Yes exactly, essentially when you build a house with the material you build one thick 30-40m wall of hemp-lime as insulation and then plaster your walls. My process is very similar to this. I also buy all my materials from a natural building home supplier instead of using materials from an art shop. The hemp shiv is the core of the stalk of the industrial hemp plant and it looks almost like woodchip, the outer part is where you get the fibres. You take hemp shiv and combine it with a lime based binder – you say lime based, because you can use different types of lime in the mix. From this mix you can form your shape and this dries to become a hard but lightweight material. After the main structure dries I can build up the plaster, and also at this stage I can change and develop the shape. The final layer is a fine lime which can be polished.

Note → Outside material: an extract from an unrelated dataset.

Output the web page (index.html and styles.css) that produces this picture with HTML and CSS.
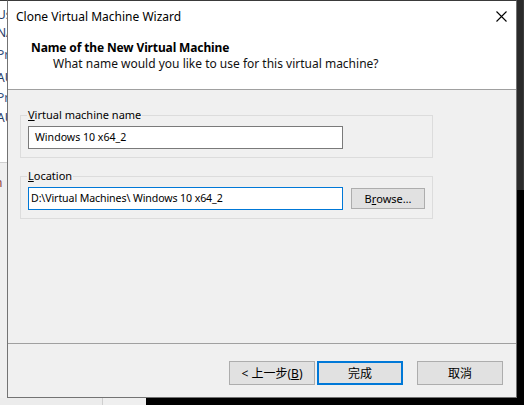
FILE: index.html
```html
<!DOCTYPE html>
<html>
<head>
<meta charset="utf-8">
<link rel="stylesheet" href="styles.css">
</head>
<body>
<div class="desktop">
  <div class="bg-left">
    <div class="bl-top">
      <div class="frag f1">Use</div>
      <div class="frag f2">NAT</div>
      <div class="frag f3">Pre</div>
      <div class="frag f4">AUT</div>
      <div class="frag f5">Pre</div>
      <div class="frag f6">AUT</div>
    </div>
    <div class="bl-bottom">
      <div class="frag f7">n</div>
    </div>
  </div>

  <div class="dialog">
    <div class="titlebar">
      <span class="title">Clone Virtual Machine Wizard</span>
      <svg class="close" width="11" height="11" viewBox="0 0 11 11">
        <path d="M0.5 0.5 L10.5 10.5 M10.5 0.5 L0.5 10.5" stroke="#000" stroke-width="1.1" fill="none"/>
      </svg>
    </div>
    <div class="header">
      <div class="h-title">Name of the New Virtual Machine</div>
      <div class="h-sub">What name would you like to use for this virtual machine?</div>
    </div>
    <div class="sep"></div>
    <div class="content">
      <fieldset class="group">
        <legend><u>V</u>irtual machine name</legend>
        <div class="field name-field">Windows 10 x64_2</div>
      </fieldset>
      <fieldset class="group">
        <legend><u>L</u>ocation</legend>
        <div class="row">
          <div class="field loc-field">D:\Virtual Machines\ Windows 10 x64_2</div>
          <div class="btn browse">B<u>r</u>owse…</div>
        </div>
      </fieldset>
    </div>
    <div class="sep"></div>
    <div class="footer">
      <div class="btn wide back">&lt; 上一步(<u>B</u>)</div>
      <div class="btn wide finish">完成</div>
      <div class="btn wide cancel">取消</div>
    </div>
  </div>

  <div class="bg-right">
    <div class="br-top"></div>
    <div class="br-bottom"></div>
  </div>

  <div class="bg-bottom">
    <div class="bb-light">
      <div class="bb-a"></div>
      <div class="bb-b"></div>
    </div>
    <div class="bb-dark"></div>
  </div>
</div>
</body>
</html>
```

FILE: styles.css
```css
html, body {
  margin: 0;
  padding: 0;
  background: #000;
}

.desktop {
  width: 524px;
  height: 405px;
  display: grid;
  grid-template-columns: 7px 510px 7px;
  grid-template-rows: 398px 7px;
  overflow: hidden;
  font-family: "Noto Sans", "Noto Sans CJK TC", sans-serif;
  font-size: 12px;
  color: #000;
}

/* background window on the left */
.bg-left {
  display: flex;
  flex-direction: column;
  overflow: hidden;
  border-top: 1px solid #3a3a3a;
}
.bl-top {
  height: 161px;
  background: #fff;
  border-bottom: 1px solid #cfcfcf;
  display: flex;
  flex-direction: column;
}
.bl-bottom {
  flex: 1;
  background: #efefef;
  display: flex;
  flex-direction: column;
}
.frag {
  margin-left: -3px;
  white-space: nowrap;
  line-height: 14px;
  color: #1f3a68;
}
.f1 { margin-top: 7px; }
.f2 { margin-top: 4px; }
.f3 { margin-top: 8px; color: #35507e; }
.f4 { margin-top: 9px; }
.f5 { margin-top: 6px; color: #35507e; }
.f6 { margin-top: 6px; }
.f7 { margin-top: 13px; color: #8a3a3a; margin-left: -5px; }

/* dialog window */
.dialog {
  display: flex;
  flex-direction: column;
  border: 1px solid #737373;
  border-top-color: #3a3a3a;
  background: #f0f0f0;
}
.titlebar {
  height: 30px;
  flex: none;
  background: #fff;
  display: flex;
  align-items: center;
  justify-content: space-between;
  padding: 0 9px 0 8px;
}
.title {
  font-size: 12px;
  line-height: 15px;
}
.close {
  display: block;
}
.header {
  height: 58px;
  flex: none;
  box-sizing: border-box;
  background: #fff;
  padding: 9px 0 0 23px;
}
.h-title {
  font-weight: bold;
  line-height: 16px;
  letter-spacing: -0.13px;
}
.h-sub {
  padding-left: 22px;
  line-height: 16px;
  color: #111;
}
.sep {
  height: 1px;
  flex: none;
  background: #a0a0a0;
}
.content {
  height: 253px;
  flex: none;
  box-sizing: border-box;
  padding: 18px 0 0 12px;
  display: flex;
  flex-direction: column;
  gap: 11px;
  font-size: 11px;
}
.group {
  margin: 0;
  width: 413px;
  min-width: 0;
  box-sizing: border-box;
  border: 1px solid #dcdcdc;
  padding: 0 0 8px 7px;
}
.group legend {
  padding: 0 1px;
  margin: 0 0 0 -1px;
  line-height: 14px;
}
.field {
  margin-top: 4px;
  width: 315px;
  height: 23px;
  box-sizing: border-box;
  background: #fff;
  line-height: 21px;
  white-space: nowrap;
  font-size: 10.6px;
}
.name-field {
  border: 1px solid #7a7a7a;
  padding-left: 6px;
}
.loc-field {
  border: 1px solid #0078d7;
  padding-left: 2px;
  letter-spacing: -0.1px;
}
.row {
  display: flex;
  align-items: center;
  gap: 8px;
}
.btn {
  box-sizing: border-box;
  background: #e1e1e1;
  border: 1px solid #adadad;
  display: flex;
  align-items: center;
  justify-content: center;
  white-space: nowrap;
}
.browse {
  width: 74px;
  height: 21px;
  margin-top: 4px;
}
.footer {
  flex: 1;
  box-sizing: border-box;
  padding: 17px 13px 0 0;
  display: flex;
  justify-content: flex-end;
  align-items: flex-start;
}
.wide {
  width: 86px;
  height: 24px;
}
.back { margin-right: 2px; }
.finish {
  border: 2px solid #0078d7;
  margin-right: 14px;
}

/* right side dark desktop */
.bg-right {
  display: flex;
  flex-direction: column;
}
.br-top {
  height: 190px;
  background: #2b2b2b;
  border-right: 1px solid #3a3a3a;
}
.br-bottom {
  flex: 1;
  background: #000;
}

/* bottom strip */
.bg-bottom {
  grid-column: 1 / 4;
  display: flex;
}
.bb-light {
  width: 146px;
  display: flex;
  background: #ececec;
}
.bb-a {
  width: 102px;
  border-right: 1px solid #cfcfcf;
}
.bb-b {
  flex: 1;
  background: #efefef;
}
.bb-dark {
  flex: 1;
  background: #000;
}
```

When you go into a hemp-lime house, there’s humidity control and you can really feel a special air quality. The walls are breathing so if there’s any moisture the vapour can escape instead of getting stuck in the walls. You have an environmentally friendly, sustainable material. You don’t have mould, you don’t have pests. Because the hemp plant grows so fast it takes in a lot of carbon, by using the material to build something permanent, you’re locking in that carbon opposed to it going into the atmosphere. Since the hemp shiv itself is carbon negative if you look at the total embodied energy of the final product, it could be possible to make something carbon neutral.

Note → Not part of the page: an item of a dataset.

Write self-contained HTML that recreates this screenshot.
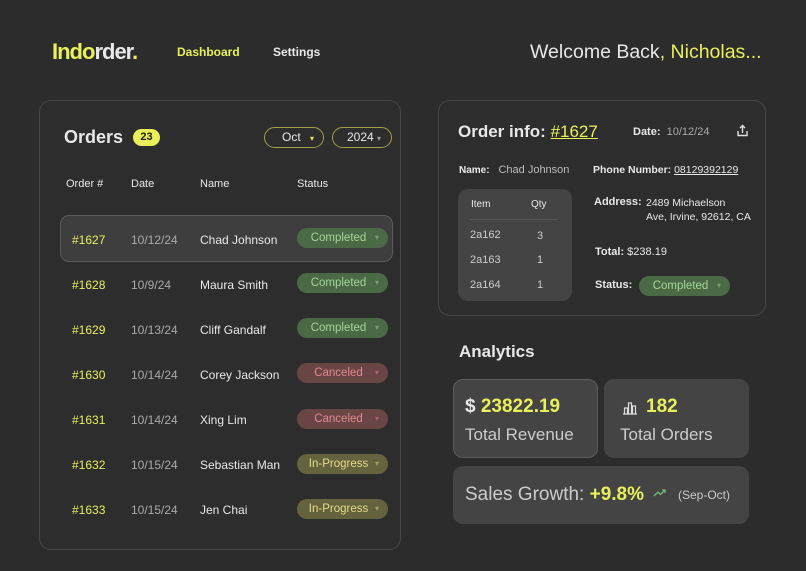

Photo credit: Margaret Flatley

Could you tell me more about the Species of the Space series and your vision for this project?

The name is a play on words from my favourite book, Georges Perec’s Species of Spaces. I played with the name when I did the first series, and I just loved it! It describes exactly the feelings that I have; creating these sorts of creatures that live with you and cohabit a space. This book is all about observations of the everyday. My work is also not about designing one object, but many pieces that work together as a series and can be combined and stacked in different ways. How can a very simple square block look elevated with other pieces? Instead of doing a really tall podium, I like the idea of making smaller sections – and this way it comes together in a totally different way than if you just tried to make it as one piece. It is also not fixed, you can move it around and you can change it. This concept is also in the process of making the pieces; being really free, creating these shapes intuitively, then looking at it all together and seeing what the shapes have to say. At some point in the process of working on several pieces, there is a moment when I feel, now these pieces are a series. The series has actually continued over the last couple of years. Sometimes I think that I should come up with another title, but I also like that it keeps going, it’s my way of creating an undefined series.

Lastly, what does the future look like for you and your studio? 

It looks bigger! I’m trying to figure out how to go bigger logistically, physically, and technically. I did a large interior project with an architectural firm, which was really great; they helped with the technical side and all the substructures and with such amazing support from them, the whole build went really smoothly. I would love to do another interior space like that. I also have a test in progress in my studio garden where we have built a large bench. I wanted to see how the finish would work outdoors – in theory, it should be fine – but it’s not something I’m comfortable doing for a client yet. I had some extra material so I thought, why don’t we just do something for our garden! So that’s a little test. Long term, I really want to build my own house out of hemp-crete!